Though s. 119 imposes duties upon motorists rather than conferring powers on the police, the language of this section is broad enough to authorize random stops of motorists by police officers. In contrast to the legislative provisions considered in Dedman, supra, s. 119 requires a driver not merely to surrender his licence on demand, but when "signalled or requested to stop", to "bring his vehicle to a stop and furnish any information respecting the driver or the vehicle that the peace officer requires". Constable MacFarlane's actions in stopping the appellant were therefore statutorily authorized by s. 119 of the Highway Traffic Act.
With regard to the second point, the appellant's arguments that the stopping was unconstitutional can be dismissed on two bases. First, if the stopping of the appellant's vehicle is considered to be a random stop then for the reasons given in Ladouceur, supra, I would conclude that although the stop constituted an arbitrary detention, it was justified under s. 1 of the Charter.
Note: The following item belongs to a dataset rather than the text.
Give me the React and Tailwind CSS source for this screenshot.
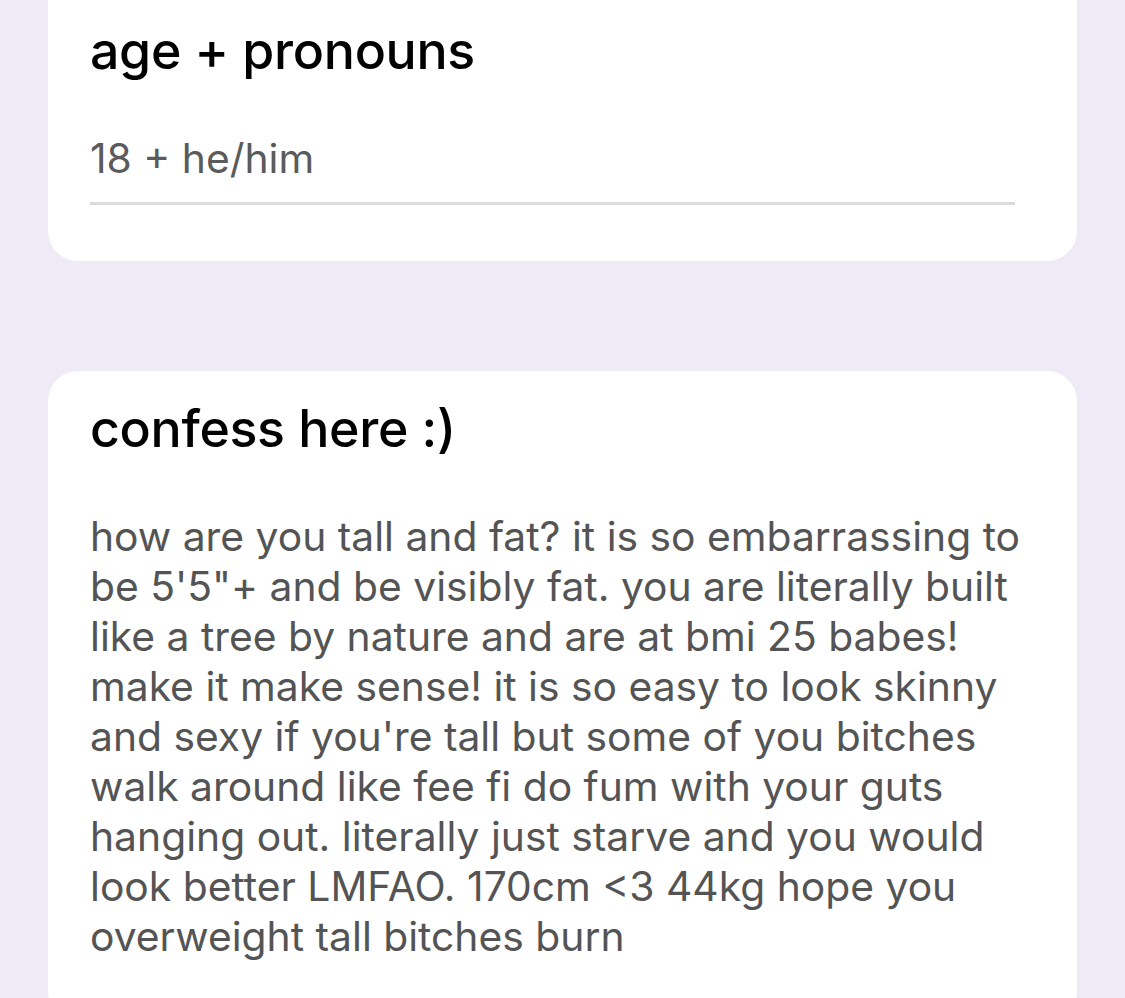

Second, in this case the stopping of the appellant was not random, but was based on the fact that the appellant was driving away from a hotel shortly after the closing time for the bar and that the vehicle and its occupants were unknown to the police officer. While these facts might not form grounds for stopping a vehicle in downtown Edmonton or Toronto, they merit consideration in the setting of a rural community. In a case such as this, where the police offer grounds for stopping a motorist that are reasonable and can be clearly expressed (the articulable cause referred to in the American authorities), the stop should not be regarded as random. As a result, although the appellant was detained, the detention was not arbitrary in this case and the stop did not violate s. 9 of the Charter.
I would therefore dismiss the appeal.
Solicitors for the appellant: Grant, Alton & Sproule, Red Deer.
Solicitor for the respondent: The Deputy Attorney General of Alberta, Edmonton.